Todos esos dispositivos cinematográficos que emplea Teshigahara invitan a otras reflexiones sobre la identidad, complementarias de la que surge de la historia escrita por Kōbō Abe. Una es estrictamente cinematográfica y tiene que ver con una supuesta esencia o identidad del cine japonés. Como señala Donald Richie en Cien años de cine japonés (Jaguar, 2005), el final de las políticas de aislamiento (especialmente tras la restauración Meiji de 1868 y tras la derrota en la Segunda Guerra Mundial en 1945) impulsó en Japón una necesidad de definir qué era lo que hacía que la gente y la vida de Japón fueran japonesas. Pero de esos esfuerzos institucionales por definir el «ser japonés» ya no quedaba mucho en el cine que se produjo en Japón en la década de 1960. Y El rostro ajeno (y el cine de Teshigahara en general) no es una excepción.

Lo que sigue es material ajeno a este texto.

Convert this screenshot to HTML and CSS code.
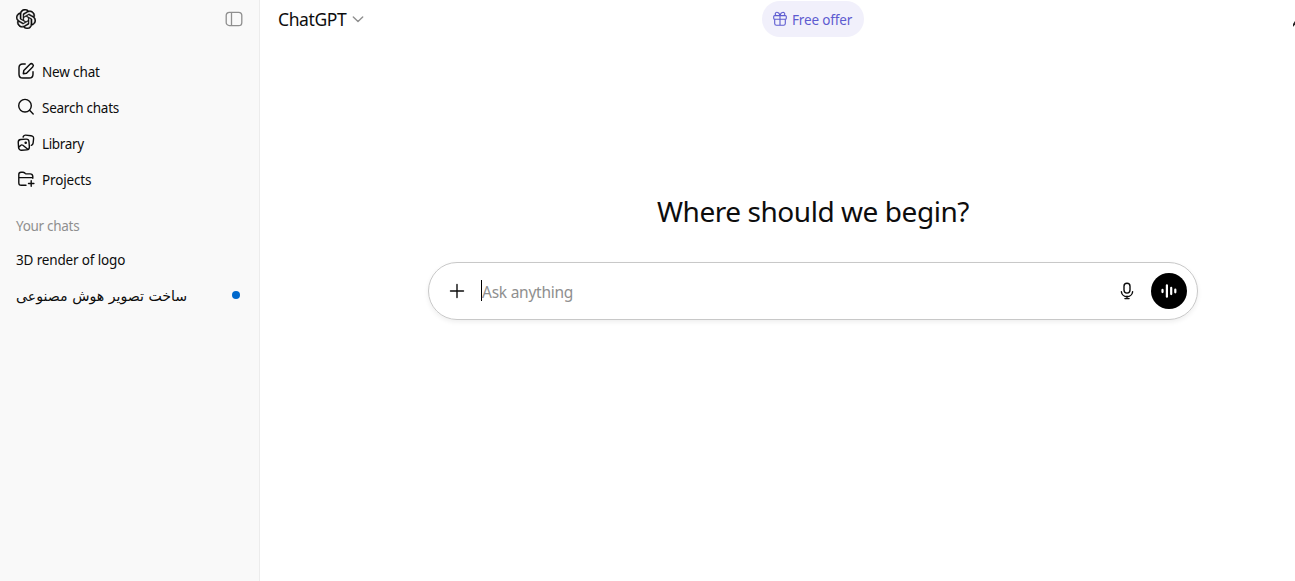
FILE: index.html
```html
<!DOCTYPE html>
<html lang="en">
<head>
    <meta charset="UTF-8">
    <title>ChatGPT</title>
    <link rel="stylesheet" href="styles.css">
</head>
<body>
    <!-- Sidebar -->
    <aside class="sidebar">
        <div class="sidebar-header">
            <svg class="logo" width="20" height="20" viewBox="0 0 24 24" fill="currentColor"><path d="M22.2819 9.8211a5.9847 5.9847 0 0 0-.5157-4.9108 6.0462 6.0462 0 0 0-6.5098-2.9A6.0651 6.0651 0 0 0 4.9807 4.1818a5.9847 5.9847 0 0 0-3.9977 2.9 6.0462 6.0462 0 0 0 .7427 7.0966 5.98 5.98 0 0 0 .511 4.9107 6.051 6.051 0 0 0 6.5146 2.9001A5.9847 5.9847 0 0 0 13.2599 24a6.0557 6.0557 0 0 0 5.7718-4.2058 5.9894 5.9894 0 0 0 3.9977-2.9001 6.0557 6.0557 0 0 0-.7475-7.0729zm-9.022 12.6081a4.4755 4.4755 0 0 1-2.8764-1.0408l.1419-.0804 4.7783-2.7582a.7948.7948 0 0 0 .3927-.6813v-6.7369l2.02 1.1686a.071.071 0 0 1 .038.052v5.5826a4.504 4.504 0 0 1-4.4945 4.4944zm-9.6607-4.1254a4.4708 4.4708 0 0 1-.5346-3.0137l.142.0852 4.783 2.7582a.7712.7712 0 0 0 .7806 0l5.8428-3.3685v2.3324a.0804.0804 0 0 1-.0332.0615L9.74 19.9502a4.4992 4.4992 0 0 1-6.1408-1.6464zM2.3408 7.8956a4.485 4.485 0 0 1 2.3655-1.9728V11.6a.7664.7664 0 0 0 .3879.6765l5.8144 3.3543-2.0201 1.1685a.0757.0757 0 0 1-.071 0l-4.8303-2.7865A4.504 4.504 0 0 1 2.3408 7.872zm16.5963 3.8558L13.1038 8.364 15.1192 7.2a.0757.0757 0 0 1 .071 0l4.8303 2.7913a4.4944 4.4944 0 0 1-.6765 8.1042v-5.6772a.79.79 0 0 0-.407-.667zm2.0107-3.0231l-.142-.0852-4.7735-2.7818a.7759.7759 0 0 0-.7854 0L9.409 9.2297V6.8974a.0662.0662 0 0 1 .0284-.0615l4.8303-2.7866a4.4992 4.4992 0 0 1 6.6802 4.66zM8.3065 12.863l-2.02-1.1638a.0804.0804 0 0 1-.038-.0567V6.0742a4.4992 4.4992 0 0 1 7.3757-3.4537l-.142.0805L8.704 5.459a.7948.7948 0 0 0-.3927.6813zm1.0976-2.3654l2.602-1.4998 2.6069 1.4998v2.9994l-2.5974 1.4997-2.6067-1.4997Z"/></svg>
            <svg class="toggle" width="20" height="20" viewBox="0 0 20 20" fill="none" stroke="currentColor" stroke-width="1.3"><rect x="2.2" y="3.4" width="15.6" height="13.2" rx="3.2"/><path d="M7.5 3.4v13.2"/></svg>
        </div>

        <nav class="menu">
            <a class="menu-item">
                <svg width="20" height="20" viewBox="0 0 20 20" fill="none" stroke="currentColor" stroke-width="1.45" stroke-linecap="round" stroke-linejoin="round"><path d="M9.2 3H6.8Q3 3 3 6.8v6.4Q3 17 6.8 17h6.4q3.8 0 3.8-3.8v-2.4"/><path d="M7.3 12.7l.5-3.2 6.2-6.2a1.9 1.9 0 0 1 2.7 2.7l-6.2 6.2z"/></svg>
                <span>New chat</span>
            </a>
            <a class="menu-item">
                <svg width="20" height="20" viewBox="0 0 20 20" fill="none" stroke="currentColor" stroke-width="1.4" stroke-linecap="round"><circle cx="9" cy="8.7" r="6.3"/><path d="M13.6 13.3l3.6 3.6"/></svg>
                <span class="search">Search chats</span>
            </a>
            <a class="menu-item">
                <svg width="20" height="20" viewBox="0 0 20 20" fill="none" stroke="currentColor" stroke-width="1.4" stroke-linecap="round" stroke-linejoin="round"><path d="M7.1 4.1l.3-.7Q8 2 9.6 2.1l5.4.6q2.900.3 2.600 3.100l-.5 4.300q-.2 1.700-1.800 2.200"/><rect x="2.4" y="6.3" width="10.8" height="10.8" rx="2.8" transform="rotate(-4 7.8 11.7)"/><path d="M2.900 14.100l1.700-1.700q1.100-1 2.300-.1l4.900 4"/><circle cx="9.700" cy="9.700" r=".6" fill="currentColor"/></svg>
                <span class="library">Library</span>
            </a>
            <a class="menu-item">
                <svg width="20" height="20" viewBox="0 0 20 20" fill="none" stroke="currentColor" stroke-width="1.4" stroke-linecap="round" stroke-linejoin="round"><path d="M10 16.300H5.300q-2.500 0-2.500-2.500V5.500q0-2.200 2.200-2.200h2q.9 0 1.600.6l.7.6q.5.400 1.300.400h3.600q2.400 0 2.600 2.500v1.800M2.800 8.600h14M15.200 11.800v5.400M12.500 14.500h5.400"/></svg>
                <span>Projects</span>
            </a>
        </nav>

        <h2 class="section-title">Your chats</h2>
        <div class="chat-item"><span class="chat-name">3D render of logo</span></div>
        <div class="chat-item">
            <span class="chat-name fa" lang="fa" dir="rtl">ساخت تصویر هوش مصنوعی</span>
            <span class="dot"></span>
        </div>
    </aside>

    <!-- Main area -->
    <main class="main">
        <header class="topbar">
            <div class="model">
                <span>ChatGPT</span>
                <svg width="14" height="14" viewBox="0 0 14 14" fill="none" stroke="currentColor" stroke-width="1.4" stroke-linecap="round" stroke-linejoin="round"><path d="M2.300 4.900L7 9.500l4.700-4.600"/></svg>
            </div>
            <div class="offer">
                <svg width="16" height="16" viewBox="0 0 16 16" fill="none" stroke="currentColor" stroke-width="1.1" stroke-linejoin="round"><rect x="1.700" y="4.600" width="12.600" height="3.600" rx="1"/><path d="M2.700 8.200v4.300q0 1.800 1.800 1.800h7q1.800 0 1.800-1.800V8.200M8 4.600v9.700M8 4.500C7.400 2.300 6.600 1.500 5.500 1.500a1.500 1.500 0 0 0-1.300 3M8 4.500c.6-2.200 1.400-3 2.500-3a1.500 1.500 0 0 1 1.300 3"/></svg>
                <span>Free offer</span>
            </div>
            <svg class="edge-icon" width="2" height="6" viewBox="0 0 2 6"><path d="M2 0v3.500L.5 5.500H0V3z" fill="#222"/></svg>
        </header>

        <div class="content">
            <h1 class="greeting">Where should we begin?</h1>

            <div class="composer">
                <svg class="plus" width="20" height="20" viewBox="0 0 20 20" fill="none" stroke="currentColor" stroke-width="1.4" stroke-linecap="round"><path d="M10 3.500v13M3.500 10h13"/></svg>
                <div class="field"><span class="caret"></span><span class="placeholder">Ask anything</span></div>
                <svg class="mic" width="20" height="20" viewBox="0 0 20 20" fill="none" stroke="currentColor" stroke-width="1.4" stroke-linecap="round"><rect x="7" y="2.300" width="6" height="9.800" rx="3"/><path d="M4.400 10.800a5.650 5.650 0 0 0 11.200 0M10 15.300v2.200M7.900 17.600h4.200"/></svg>
                <button class="voice">
                    <svg width="20" height="20" viewBox="0 0 20 20" fill="none" stroke="currentColor" stroke-width="2.2" stroke-linecap="round"><path d="M3.500 8.900v2.200M7.900 4.300v11.400M12.200 6.900v6.200M16.300 8.700v2.600"/></svg>
                </button>
            </div>
        </div>
    </main>
</body>
</html>
```
FILE: styles.css
```css
* {
    box-sizing: border-box;
}
body {
    margin: 0;
    height: 581px;
    display: flex;
    background: #fff;
    color: #0d0d0d;
    font-family: "Noto Sans", "Open Sans", sans-serif;
    font-size: 13.5px;
    letter-spacing: -0.15px;
}
svg {
    display: block;
    flex: none;
}

/* Sidebar */
.sidebar {
    width: 260px;
    flex: none;
    background: #f9f9f9;
    border-right: 1px solid #ececec;
}
.sidebar-header {
    display: flex;
    justify-content: space-between;
    padding: 9px 15px 0 16px;
    height: 54px;
}
.logo {
    stroke: currentColor;
    stroke-width: 0.4;
}
.toggle {
    color: #8f8f8f;
}
.menu-item {
    display: flex;
    align-items: center;
    gap: 6px;
    height: 36px;
    padding: 0 16px;
}
.menu-item svg {
    margin-top: -2px;
}
.menu-item span, .chat-name {
    white-space: nowrap;
}
.search {
    letter-spacing: -0.25px;
}
.library {
    letter-spacing: -0.35px;
}
.section-title {
    margin: 15px 16px 3px;
    height: 26px;
    line-height: 26px;
    font-size: 13.5px;
    font-weight: 400;
    letter-spacing: -0.3px;
    color: #8f8f8f;
}
.chat-item {
    display: flex;
    align-items: center;
    justify-content: space-between;
    height: 36px;
    padding: 0 19px 0 16px;
}
.fa {
    font-family: "DejaVu Sans", sans-serif;
    font-size: 14.15px;
    letter-spacing: 0;
}
.dot {
    width: 8px;
    height: 8px;
    margin-top: -2px;
    border-radius: 50%;
    background: #0169cc;
}

/* Main area */
.main {
    flex: 1;
}
.topbar {
    height: 38px;
    display: grid;
    grid-template-columns: 502px 102px 1fr;
    align-items: center;
}
.model {
    display: flex;
    align-items: center;
    gap: 5px;
    padding-left: 18px;
    font-size: 17.5px;
    letter-spacing: -0.4px;
}
.model svg {
    color: #8f8f8f;
}
.offer {
    display: flex;
    align-items: center;
    gap: 4px;
    height: 36px;
    padding-left: 10px;
    border-radius: 18px;
    background: #f1f0fb;
    color: #5d5bd0;
    white-space: nowrap;
}
.offer span {
    margin-top: 2px;
}
.edge-icon {
    justify-self: end;
    margin-top: 9px;
}
.content {
    padding-left: 71px;
}
.greeting {
    margin: 152px 0 0;
    height: 42px;
    line-height: 42px;
    text-align: center;
    font-size: 28px;
    font-weight: 400;
    letter-spacing: -0.45px;
}
.composer {
    display: flex;
    align-items: center;
    width: 770px;
    height: 58px;
    margin: 30px auto 0;
    padding: 0 10px 0 18px;
    border: 1px solid #c8c8c8;
    border-radius: 29px;
    box-shadow: 0 2px 5px rgba(0,0,0,0.07);
}
.field {
    flex: 1;
    display: flex;
    align-items: center;
    margin-left: 14px;
}
.caret {
    width: 1px;
    height: 21px;
    margin-top: -1px;
    background: #000;
}
.placeholder {
    color: #8f8f8f;
    font-size: 15.5px;
    letter-spacing: -0.25px;
    margin-top: 2px;
}
.mic {
    margin-right: 14px;
}
.voice {
    display: flex;
    align-items: center;
    justify-content: center;
    width: 36px;
    height: 36px;
    padding: 0;
    border: none;
    border-radius: 50%;
    background: #000;
    color: #fff;
}
```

Un éxito de crítica y público en Japón, pero poco apreciada fuera, El rostro ajeno nació eclipsada por La mujer de la arena (1964), la segunda película del tándem Teshigahara-Abe. La acción de El rostro ajeno se desarrolla en un entorno urbano, intercambiable por el de cualquier ciudad occidental; carece así de esos rasgos de exotismo que cierto público occidental reclama cuando se acerca a un producto japonés, pues entiende que es precisamente en lo que interpreta como exótico donde se concentra la supuesta esencia de lo japonés.

Desde un punto de vista narrativo y técnico, la película de Teshigahara está directamente emparentada con el cine moderno europeo de Michelangelo Antonioni y Alain Resnais. Y, del mismo modo, la novela de Abe remite a Kafka, Dostoievski y al existencialismo francés. Sabemos que el cine japonés –y la cultura japonesa en general– sufrió un proceso de occidentalización tras la Segunda Guerra Mundial. Se podría pensar así que El rostro ajeno es una máscara occidental que oculta un rostro japonés. Pero ¿cómo distinguir y separar nítidamente la apariencia de la esencia? Como le dice el doctor a Okuyama, «algunas máscaras se pueden quitar, otras no».